There is indeed, perhaps, no better way to hold communion with the sea
than sitting in the sun on the veranda of a fishermen's cafe.
~Joseph W. Beach
It was time to return to Cedar Key, and this time with the kayak! The new rec boat, a Necky Manitou 13, went along on this trip. Here it is waiting to be loaded during the packing process:
I had reserved a cottage but ended up in a condo (long story and it ended up working out very well). Info on the condo property, including a link to their site, and photos from around town on this trip are on the Photo Miscellanea blog.
I was given a condo on the first floor of Building B (B102--I recommend it). All the condos have balconies with views of the nearby inlets and islands. This was the view from my balcony (if you look closely you can see a pelican perched on one of the docks on the left side of the water).
The kayak could be easily launched from a shallow area next to that little wooden walkway at the end of the yard. I did minimal unpacking (just transferring food from the cooler to the refrigerator) before heading out. Here's the view from the water right after launching.
There are a few docks on the left side that had two birds on them as I passed by. A pelican (probably the same as the one in the balcony view above),
and an egret.
I tend to seek out pelicans whenever I am near saltwater. Since I rarely paddle in saltwater, I seldom see them from the same level. I had a great time on this trip! First I passed these two.
Similar to the birds on the Wacissa, these pelicans see a lot of paddlers and are unconcerned with our proximity. This one was perched on a piling and while it was fully aware I was nearby, I had to wait a bit for it to look my way.
Such great coloring. I continued on the channel, heading for the Gulf. And here's yet another group of pelicans milling around near the dock of another condo property.
I was not the only kayak on the water (not even close), and liked the way this boat looked as I reached the Gulf (note more pelicans on the pilings).
I saw a gull coming in for a landing and took a series of photos of it. It's near touchdown, so far so good,
Putting on the brakes...
Might have come in a bit fast...
Hard to know if it overshot or if it had spotted a fish. Less than graceful, either way.
And off it went.
A flock of white pelicans flew by overhead:
The number and variety of birds that can be spotted on just a short paddling trip is astounding. I tended to concentrate more on photographing the ones I see less often on paddling trips, but there were many great egrets and snowy egrets as well as the more saltwater-specific birds. No need to pursue them from one side of the channels to the other, you could just sit still and they would fly by. Here comes another one!
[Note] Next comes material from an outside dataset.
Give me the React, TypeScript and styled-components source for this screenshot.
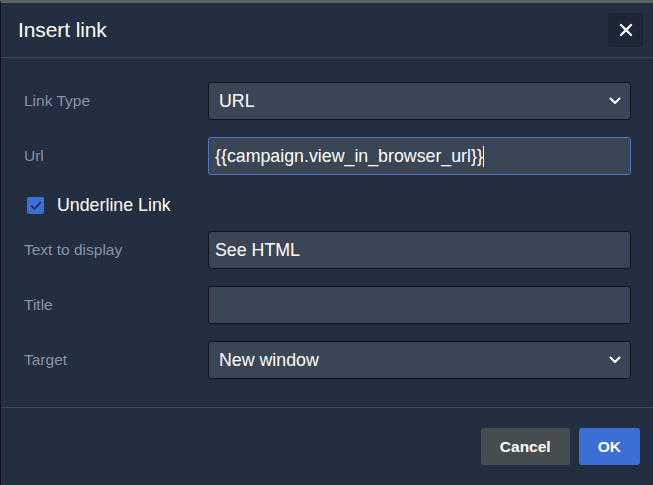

I headed back to the condo (if I had known the next day would be too windy to go back out, I would have stayed on the water much longer!). In the inlet that leads to the launch access I came to two pairs of lesser scaups.
(The other female was lagging behind a bit...) They seemed a little more skittish than the other birds had been and watched me warily, keeping their distance.
The female of that pair took off flying. As I was drifting along, the male decided maybe leaving was a good idea. So with a few hops
he was away.
At the risk of being redundant, this is a perfect paddling destination! And the residents are wisely promoting it as such, with many places renting kayaks. Everywhere you walk through town, you will see kayaks.
Here's a collection of them in the parking area of the condo building.
I spotted this paddler and catamaran in the water during a walk through town.
Before I left Cedar Key, I made reservations for my next stay there--I can't wait to get back out on that water again. I had been told that one could sometimes spot roseate spoonbills in the mangroves along the water edge. I wasn't lucky enough this time; maybe next time.
Meanwhile, I will be getting back to my regular paddling spots. Stand by.